The examples for training multi-lingual sentence embeddings models have been significantly extended. See docs/training/multilingual-models.md for details. An automatic script that downloads suitable data and extends sentence embeddings to multiple languages has been added.
The following classes/files have been changed:
- datasets/ParallelSentencesDataset.py: The dataset with parallel sentences is encoded on-the-fly, reducing the start-up time for extending a sentence embedding model to new languages. An embedding cache can be configure to store previously computed sentence embeddings during training.
New evaluation files:
- evaluation/MSEEvaluator.py - breaking change. Now, this class expects lists of strings with parallel (translated) sentences.
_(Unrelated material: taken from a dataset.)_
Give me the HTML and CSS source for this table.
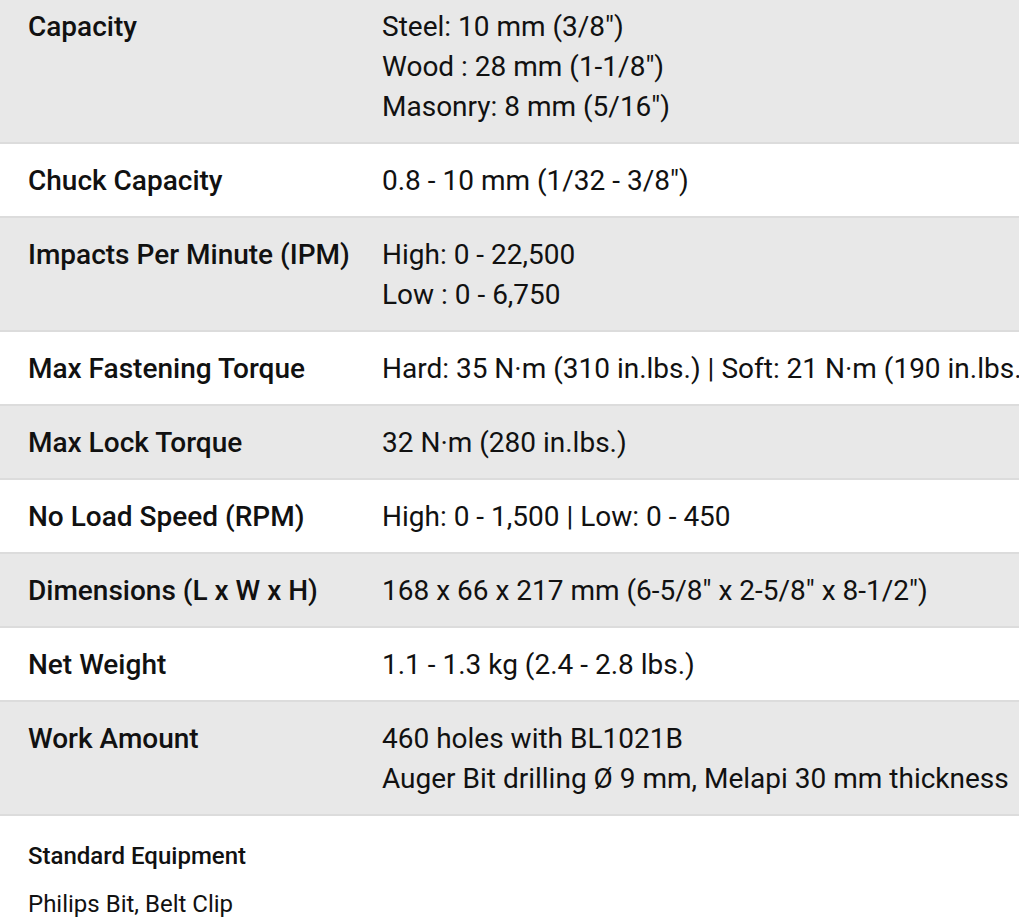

The old class has been renamed to MSEEvaluatorFromDataLoader.py
- evaluation/EmbeddingSimilarityEvaluatorFromList.py - Semantic Textual Similarity data can be passed as lists of strings & scores
- evaluation/MSEEvaluatorFromDataFrame.py - MSE Evaluation of teacher and student embeddings based on data in a data frame
- evaluation/MSEEvaluatorFromDataLoader.py - MSE Evaluation if data is passed as a data loader
Bugfixes:
- model.encode() failed to sort sentences by length. This function has been fixed to boost encoding speed by reducing overhead of padding tokens.